Today marks the 40th anniversary of Blue Monday, a landmark release by New Order that’s widely acknowledged as the biggest-selling 12-inch single of all time.

New Order – and this particular song – do attract certain myths. For instance, in his memoir drummer Stephen Morris has dismissed the claim that Factory Records lost 5p on every copy of Blue Monday sold because of the expense of producing the die-cut sleeve based on Peter Saville’s design, inspired by a 5 1⁄4-inch floppy disc.

So is the sales record another part of the Factory Records mythology that doesn’t stand up to scrutiny? Actually, Music Week can confirm that New Order’s claim to the biggest 12-inch single of all time still looks pretty solid four decades on from its release.
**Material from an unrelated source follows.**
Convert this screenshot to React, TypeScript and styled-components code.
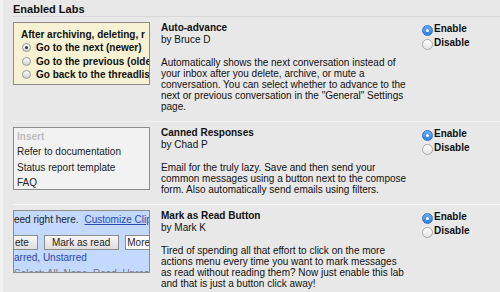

Running to seven minutes and 29 seconds, Blue Monday had a 38-week run in the Top 75 in 1983, peaking at No.9 in October. The sales performance of the 12-inch single was helped by the fact that the track was not included on that year’s New Order album release, Power, Corruption & Lies, and it was not then sold in a seven-inch single edit. The 12-inch effectively had a captive audience until the band’s Substance song collection in 1987 and a seven-inch version the following year.

With the Official Charts Company only tracking sales consumption after 1994, it’s not possible to fully verify the claim for Blue Monday. But its status as the biggest-selling 12-inch was strengthened by the OCC including it at No.69 in a list of the UK’s million-selling singles in 2012. While downloads would have contributed to its then total of 1.16 million, the bulk of that sale was on 12-inch vinyl. The vinyl revival of the last decade or so has been focused on LP, so no 12-inch single release has amassed significant sales in that period to rival Blue Monday.

Although there’s no BPI certification to confirm the claim, that’s likely explained by the fact that Blue Monday was independently released by a label and distributor who were not members of the trade body at that time.

Music Week charts analyst Alan Jones wrote about the Blue Monday sales phenomenon in the May 1988 edition of Record Mirror. At that point, its UK sales were reported at 800,000 and two million worldwide. According to a statement for the 40th anniversary, it now has three million sales worldwide across physical and digital formats.